- Born: 1935 France
- Died: January 3, 2020 (aged 84) France
- Education: École Polytechnique
- Family: France Mentré (daughter) Agnès Mentré (daughter) Gilles Mentré (son) Arnaud Mentré (son) Kenneth M. Jacobs (son-in-law)

= Paul Mentré =

French politician and businessman (1935–2019)

Paul Mentré (1935–2020) was a French politician and businessman.

==Biography==
Mentré is a graduate of the École Polytechnique. He holds a law degree and a DSS (Diplôme d'études supérieures en France) in economics. After school, he worked for the Inspection générale des finances.
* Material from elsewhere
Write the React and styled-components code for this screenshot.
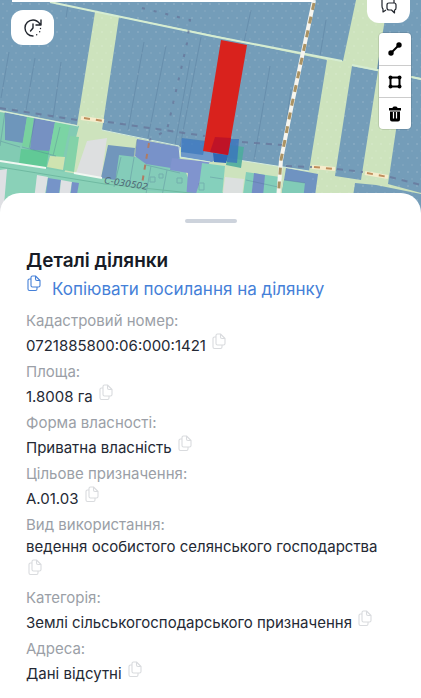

In 1971, he was named deputy director of the cabinet of Valéry Giscard d'Estaing; he served until 1973. In 1973, he was appointed Director of Crédit National; he served until 1975. In 1975, he was named general delegate for energy and Chairman of the Board of Directors of the Agence pour les économies d'énergie; he served in both roles until 1978. He was then financial advisor to the French embassy in Canada and the United States and administrator of the International Monetary Fund and the World Bank; he served in this role until 1981. In 1986, he served as an advisor to René Thomas, then president of the Banque Nationale de Paris. In 1987, he was named Managing Director and then CEO of Crédit National, where he served until 1990. In 1992, he was appointed to head the board of SICAV Valréal, created in 1982 by Paribas, Groupe Banque Populaire, and the Caisse des Dépôts, succeeding André Battestini. In 1995, he was elected President of the Communauté de communes Cœur Côte Fleurie succeeding Pierre Lepeudry; he served until 2008, when he was replaced by Philippe Augier.

==Personal life==
He died on January 3, 2020. He had four children: France Mentré, professor of biostatistics, Agnès Mentré-Jacobs, Gilles Mentré, former MD at Lazard Frères and advisor to President Nicolas Sarkozy, and Arnaud Mentré, former Consul General of France in Boston. France Mentré was awarded the Inserm Research Prize. Agnès Mentre is a former Lazard Frères banker who married Kenneth M. Jacobs and later became a film producer with credits including The Wrestler, the Michael Moore documentary Fahrenheit 9/11, and Wind River.